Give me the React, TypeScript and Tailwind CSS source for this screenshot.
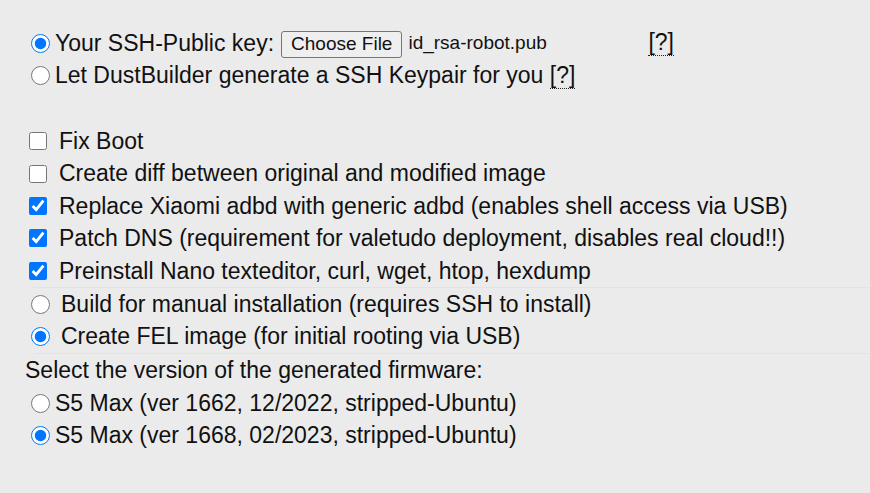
import React from 'react'

function Radio({ checked }: { checked?: boolean }) {
    return (
        <input
            type="radio"
            defaultChecked={ checked }
            className="w-[19px] h-[19px] m-0 accent-[#0075ff] shrink-0"
        />
    )
}

function Check({ checked }: { checked?: boolean }) {
    return (
        <input
            type="checkbox"
            defaultChecked={ checked }
            className="w-[18px] h-[18px] m-0 accent-[#0075ff] shrink-0"
        />
    )
}

function Help() {
    return <abbr className="no-underline border-b border-dotted border-[#222] leading-[25px] cursor-help">[?]</abbr>
}

const options = [
    { label: 'Fix Boot', checked: false },
    { label: 'Create diff between original and modified image', checked: false },
    { label: 'Replace Xiaomi adbd with generic adbd (enables shell access via USB)', checked: true },
    { label: 'Patch DNS (requirement for valetudo deployment, disables real cloud!!)', checked: true },
    { label: 'Preinstall Nano texteditor, curl, wget, htop, hexdump', checked: true },
]

export default function App() {
    return (
        <div
            className="min-h-[493px] w-full bg-[#ebebeb] text-[#111] text-[23px] pt-[27px] pl-[25px]"
            style={{ fontFamily: '"Liberation Sans", Arial, sans-serif' }}
        >
            <div className="flex items-center h-[32px] pl-[6px]">
                <Radio checked />
                <span className="ml-[5px]">Your SSH-Public key:</span>
                <span className="ml-[7px] mt-[2px] h-[27px] px-[9px] flex items-center border border-[#767676] rounded-[3px] bg-[#efefef] text-[19px]">Choose File</span>
                <span className="ml-[6px] w-[240px] text-[19px]">id_rsa-robot.pub</span>
                <Help />
            </div>
            <div className="flex items-center h-[32px] pl-[6px]">
                <Radio />
                <span className="ml-[5px]">Let DustBuilder generate a SSH Keypair for you <Help /></span>
            </div>

            <div className="h-[34px]" />

            { options.map(o => (
                <div key={ o.label } className="flex items-center h-[32.4px] pl-[4px]">
                    <Check checked={ o.checked } />
                    <span className="ml-[12px]">{ o.label }</span>
                </div>
            )) }

            <div className="border-t border-[#e3e3e3] ml-[8px]">
                <div className="flex items-center h-[32.4px] -ml-[2px]">
                    <Radio />
                    <span className="ml-[11px]">Build for manual installation (requires SSH to install)</span>
                </div>
                <div className="flex items-center h-[32.4px] -ml-[2px]">
                    <Radio checked />
                    <span className="ml-[11px]">Create FEL image (for initial rooting via USB)</span>
                </div>
            </div>

            <div className="border-t border-[#e3e3e3] ml-[10px]" />
            <div className="h-[34px] flex items-center">Select the version of the generated firmware:</div>
            <div className="flex items-center h-[32px] pl-[6px]">
                <Radio />
                <span className="ml-[5px]">S5 Max (ver 1662, 12/2022, stripped-Ubuntu)</span>
            </div>
            <div className="flex items-center h-[32px] pl-[6px]">
                <Radio checked />
                <span className="ml-[5px]">S5 Max (ver 1668, 02/2023, stripped-Ubuntu)</span>
            </div>
        </div>
    )
}
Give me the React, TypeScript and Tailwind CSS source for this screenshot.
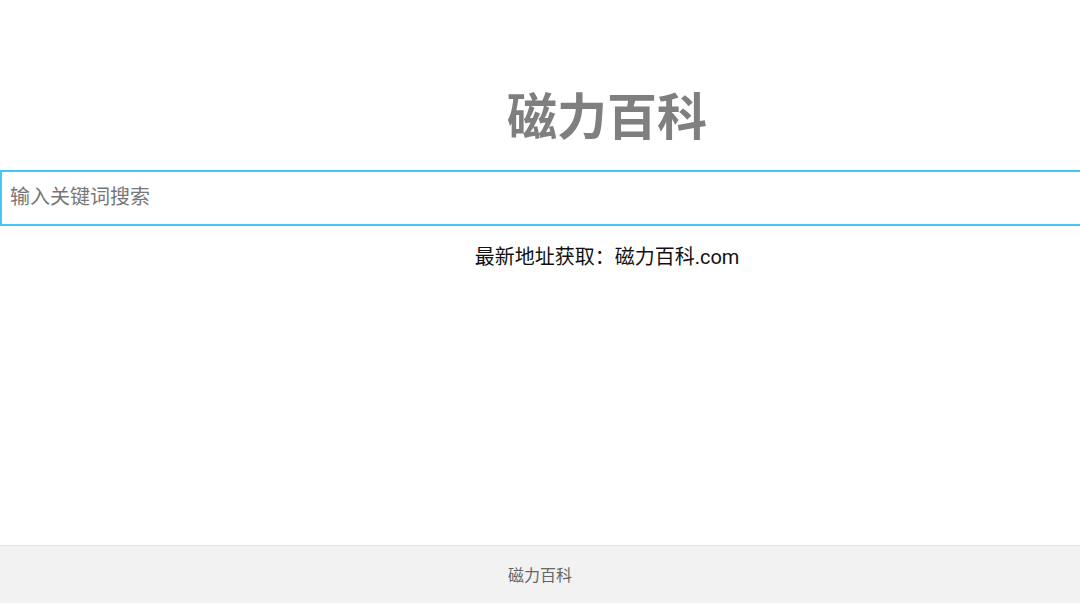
import React from "react";

const font = { fontFamily: 'Roboto, "Noto Sans CJK SC", sans-serif' };

const App: React.FC = () => {
  return (
    <div className="h-[608px] flex flex-col bg-white" style={font}>
      <main className="flex-1">
        <div className="pl-[134px] pt-[93px] text-center">
          <h1 className="text-[50px] leading-[50px] font-bold text-[#7f7f7f]">磁力百科</h1>
        </div>

        <div className="mt-[27px]">
          <input
            className="w-full h-[56px] border-2 border-r-0 border-[#45c6f6] pl-[8px] pr-[10px] pb-[2px] text-[20px] text-[#333] placeholder:text-[#777] focus:outline-none"
            placeholder="输入关键词搜索"
          />
        </div>

        <div className="pl-[134px] mt-[16px] text-center">
          <p className="text-[20px] leading-[30px] text-[#111]">最新地址获取：磁力百科.com</p>
        </div>
      </main>

      {/* Footer */}
      <footer className="h-[58px] mb-[5px] pt-[3px] flex items-center justify-center bg-[#f2f2f2] border-t border-[#e4e4e4]">
        <span className="text-[16px] text-[#666]">磁力百科</span>
      </footer>
    </div>
  );
};

export default App;
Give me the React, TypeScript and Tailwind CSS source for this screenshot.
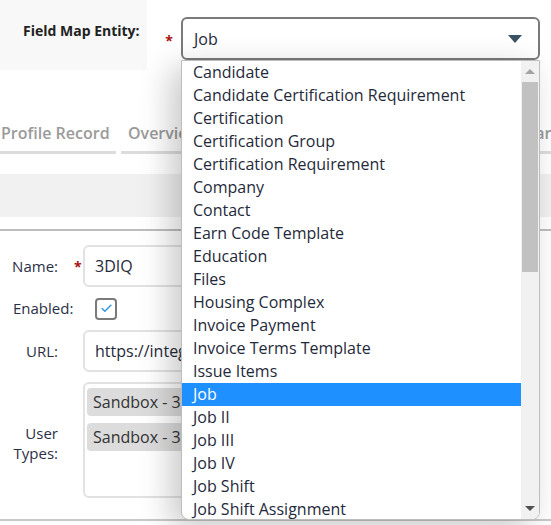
import { Check } from "lucide-react";

const entities = [
  "Candidate",
  "Candidate Certification Requirement",
  "Certification",
  "Certification Group",
  "Certification Requirement",
  "Company",
  "Contact",
  "Earn Code Template",
  "Education",
  "Files",
  "Housing Complex",
  "Invoice Payment",
  "Invoice Terms Template",
  "Issue Items",
  "Job",
  "Job II",
  "Job III",
  "Job IV",
  "Job Shift",
  "Job Shift Assignment",
];

const EntityDropdown = ({ selected }: { selected: string }) => {
  return (
    <div className="absolute left-[181px] top-[60px] w-[359px] h-[460px] bg-white border border-[#bdbdbd] rounded-b-[8px] overflow-hidden shadow-[-10px_8px_32px_rgba(0,0,0,0.22)] flex">
      <ul className="flex-1">
        {entities.map((name) => (
          <li
            key={name}
            className={
              name === selected
                ? "h-[23px] leading-[23px] pl-[11px] bg-[#1e90ff] text-white whitespace-nowrap"
                : "h-[23px] leading-[23px] pl-[11px] text-[#1f2a3a] whitespace-nowrap"
            }
          >
            {name}
          </li>
        ))}
      </ul>
      {/* Scrollbar */}
      <div className="w-[18px] bg-[#f1f1f1] flex flex-col items-center">
        <div className="h-[21px] flex items-center justify-center">
          <div className="w-0 h-0 border-l-[5px] border-r-[5px] border-b-[5px] border-l-transparent border-r-transparent border-b-[#a3a3a3]" />
        </div>
        <div className="w-[16px] h-[190px] bg-[#c1c1c1]" />
        <div className="flex-1" />
        <div className="h-[21px] flex items-center justify-center">
          <div className="w-0 h-0 border-l-[5px] border-r-[5px] border-t-[5px] border-l-transparent border-r-transparent border-t-[#505050]" />
        </div>
      </div>
    </div>
  );
};

const FormLabel = ({ children, wide }: { children: React.ReactNode; wide?: boolean }) => (
  <div
    className={
      wide
        ? "w-[70px] shrink-0 pl-[13px] text-left whitespace-nowrap text-[15px] text-[#2a2f45]"
        : "w-[58px] shrink-0 text-right text-[15px] text-[#2a2f45] leading-[20px]"
    }
  >
    {children}
  </div>
);

const App = () => {
  return (
    <div className="relative w-[551px] h-[525px] overflow-hidden bg-white font-['Open_Sans',sans-serif] text-[16px]">
      {/* Header */}
      <div className="flex h-[70px]">
        <div className="w-[147px] shrink-0 h-[70px] bg-[#f8f8f8] pl-[23px] pt-[20px] text-[14px] font-bold text-[#222]">
          Field Map Entity:
        </div>
        <div className="flex pt-[17px]">
          <span className="w-[34px] shrink-0 pt-[14px] pr-[8px] text-right text-[#a11] text-[14px] font-bold leading-[20px]">*</span>
          <div className="w-[359px] shrink-0 h-[43px] border-2 border-[#7a7a7a] rounded-[6px] bg-white flex items-center justify-between pl-[11px] pr-[16px] text-[#1f2a3a]">
            <span>Job</span>
            <div className="w-0 h-0 border-l-[7px] border-r-[7px] border-t-[8px] border-l-transparent border-r-transparent border-t-[#3a5266]" />
          </div>
        </div>
      </div>

      {/* Tabs */}
      <div className="flex mt-[51px] text-[16px] font-semibold text-[#9a9a9a]">
        <div className="w-[116px] shrink-0 pl-[1px] pb-[6px] border-b-[3px] border-[#dcdcdc] whitespace-nowrap">Profile Record</div>
        <div className="w-[349px] shrink-0 ml-[5px] pl-[7px] pb-[6px] border-b-[3px] border-[#dcdcdc] whitespace-nowrap">Overview</div>
        <div className="w-[120px] shrink-0 ml-[5px] pl-[7px] pb-[6px] border-b-[3px] border-[#dcdcdc] whitespace-nowrap">Calendar</div>
      </div>

      {/* Band */}
      <div className="mt-[20px] h-[43px] bg-[#f1f1f1]" />
      <div className="mt-[12px] border-t-2 border-[#bdbdbd]" />

      {/* Form */}
      <div className="pt-[14px] flex flex-col">
        <div className="flex items-center h-[42px]">
          <FormLabel>Name:</FormLabel>
          <span className="w-[25px] shrink-0 pl-[16px] text-[#a11] text-[14px] font-bold">*</span>
          <div className="w-[400px] shrink-0 h-[42px] border-2 border-[#e2e2e2] rounded-[6px] flex items-center pl-[10px] text-[#1f2a3a]">3DIQ</div>
        </div>
        <div className="flex items-center h-[43px]">
          <FormLabel wide>Enabled:</FormLabel>
          <div className="ml-[25px] w-[22px] h-[22px] border-2 border-[#7a7a7a] rounded-[4px] flex items-center justify-center">
            <Check size={13} strokeWidth={3} className="text-[#3b9be0]" />
          </div>
        </div>
        <div className="flex items-center h-[42px]">
          <FormLabel>URL:</FormLabel>
          <div className="ml-[25px] w-[400px] shrink-0 h-[42px] border-2 border-[#e2e2e2] rounded-[6px] flex items-center pl-[10px] text-[#1f2a3a] whitespace-nowrap overflow-hidden">
            https://integration.example.com/api
          </div>
        </div>
        <div className="flex items-center mt-[10px] h-[116px]">
          <div className="pt-[6px]">
            <FormLabel>User Types:</FormLabel>
          </div>
          <div className="ml-[25px] w-[400px] shrink-0 h-[116px] border-2 border-[#e2e2e2] rounded-[6px] pt-[4px] pl-[2px] flex flex-col gap-[7px]">
            <div className="w-[300px] h-[28px] bg-[#dcdcdc] rounded-[4px] pl-[6px] flex items-center text-[#333] whitespace-nowrap">Sandbox - 3DIQ Recruiter</div>
            <div className="w-[300px] h-[28px] bg-[#dcdcdc] rounded-[4px] pl-[6px] flex items-center text-[#333] whitespace-nowrap">Sandbox - 3DIQ Manager</div>
          </div>
        </div>
        <div className="mt-[21px] border-t-2 border-[#c8c8c8]" />
      </div>

      <EntityDropdown selected="Job" />
    </div>
  );
};

export default App;
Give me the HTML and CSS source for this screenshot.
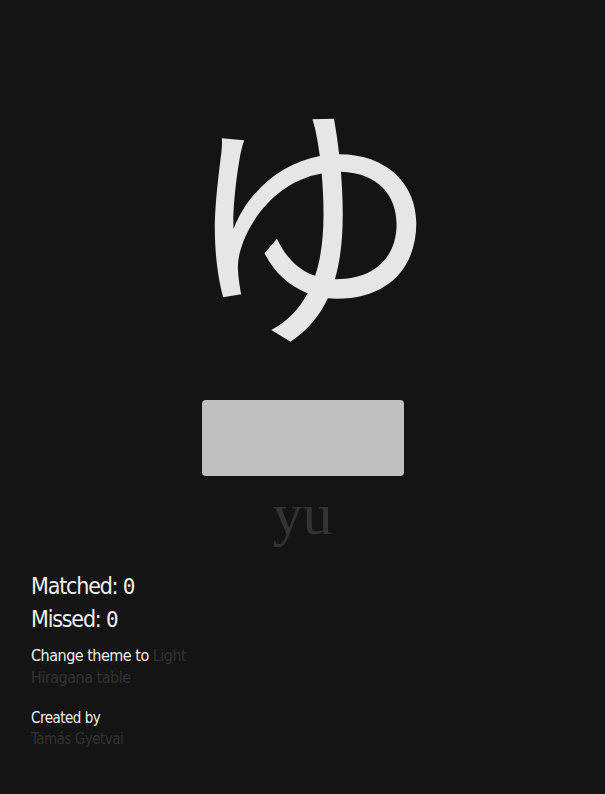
FILE: index.html
```html
<!DOCTYPE html>
<html lang="en">
<head>
<meta charset="utf-8">
<link rel="stylesheet" href="styles.css">
</head>
<body>
<main class="game">
  <div class="kana">ゆ</div>
  <div class="answer"></div>
  <div class="romaji">yu</div>
</main>
<section class="info">
  <div class="stat">Matched: <span class="num">0</span></div>
  <div class="stat">Missed: <span class="num">0</span></div>
  <div class="links">
    <div>Change theme to <a class="link">Light</a></div>
    <div><a class="link">Hiragana table</a></div>
  </div>
  <div class="credit">
    <div>Created by</div>
    <div><a class="link">Tamás Gyetvai</a></div>
  </div>
</section>
</body>
</html>
```
FILE: styles.css
```css
html, body {
  margin: 0;
  background: #141414;
  color: #f0f0f0;
  font-family: "DejaVu Sans Condensed", "DejaVu Sans", sans-serif;
}
.game {
  display: flex;
  flex-direction: column;
  align-items: center;
  padding-top: 72px;
}
.kana {
  font-family: "Noto Sans CJK JP", sans-serif;
  font-size: 260px;
  line-height: 280px;
  color: #e6e6e6;
  margin-left: 16px;
}
.answer {
  margin-top: 48px;
  width: 202px;
  height: 76px;
  background: #c0c0c0;
  border-radius: 4px;
  margin-left: 1px;
}
.romaji {
  font-family: "Liberation Serif", serif;
  font-size: 60px;
  line-height: 60px;
  color: #333;
  margin-top: 8px;
}
.info {
  padding: 26px 0 0 31px;
}
.stat {
  font-size: 23px;
  line-height: 32px;
  letter-spacing: -1.2px;
}
.num {
  font-family: "DejaVu Sans Mono", monospace;
  font-size: 21px;
  letter-spacing: 0;
}
.links {
  margin-top: 9px;
  font-size: 16px;
  line-height: 22px;
  letter-spacing: -0.5px;
}
.credit {
  margin-top: 19px;
  font-size: 15px;
  line-height: 21px;
  letter-spacing: -0.5px;
}
.link {
  color: #333;
}
```
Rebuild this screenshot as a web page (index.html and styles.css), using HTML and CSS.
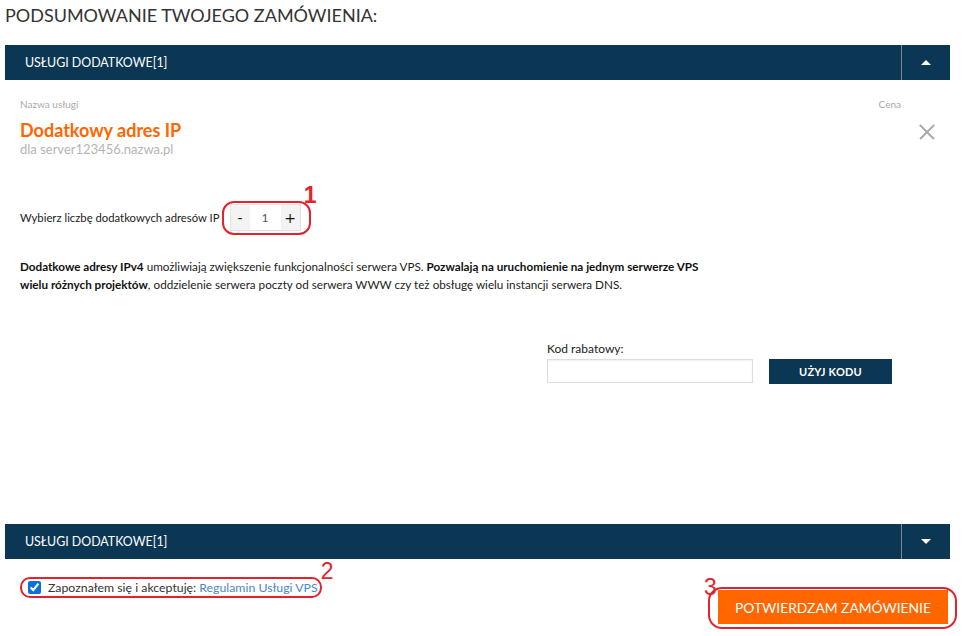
========================
▸ **Requirement**
In the records above, find the line containing "Give me the HTML", then please restate it and each line after it word for word, pictures excluded.

▸ **Output of the exercise**
Give me the HTML and CSS source for this screenshot.
FILE: index.html
```html
<!DOCTYPE html>
<html lang="en">
<head>
<meta charset="utf-8">
<link rel="stylesheet" href="styles.css">
</head>
<body>
<main class="game">
  <div class="kana">ゆ</div>
  <div class="answer"></div>
  <div class="romaji">yu</div>
</main>
<section class="info">
  <div class="stat">Matched: <span class="num">0</span></div>
  <div class="stat">Missed: <span class="num">0</span></div>
  <div class="links">
    <div>Change theme to <a class="link">Light</a></div>
    <div><a class="link">Hiragana table</a></div>
  </div>
  <div class="credit">
    <div>Created by</div>
    <div><a class="link">Tamás Gyetvai</a></div>
  </div>
</section>
</body>
</html>
```
FILE: styles.css
```css
html, body {
  margin: 0;
  background: #141414;
  color: #f0f0f0;
  font-family: "DejaVu Sans Condensed", "DejaVu Sans", sans-serif;
}
.game {
  display: flex;
  flex-direction: column;
  align-items: center;
  padding-top: 72px;
}
.kana {
  font-family: "Noto Sans CJK JP", sans-serif;
  font-size: 260px;
  line-height: 280px;
  color: #e6e6e6;
  margin-left: 16px;
}
.answer {
  margin-top: 48px;
  width: 202px;
  height: 76px;
  background: #c0c0c0;
  border-radius: 4px;
  margin-left: 1px;
}
.romaji {
  font-family: "Liberation Serif", serif;
  font-size: 60px;
  line-height: 60px;
  color: #333;
  margin-top: 8px;
}
.info {
  padding: 26px 0 0 31px;
}
.stat {
  font-size: 23px;
  line-height: 32px;
  letter-spacing: -1.2px;
}
.num {
  font-family: "DejaVu Sans Mono", monospace;
  font-size: 21px;
  letter-spacing: 0;
}
.links {
  margin-top: 9px;
  font-size: 16px;
  line-height: 22px;
  letter-spacing: -0.5px;
}
.credit {
  margin-top: 19px;
  font-size: 15px;
  line-height: 21px;
  letter-spacing: -0.5px;
}
.link {
  color: #333;
}
```
Rebuild this screenshot as a web page (index.html and styles.css), using HTML and CSS.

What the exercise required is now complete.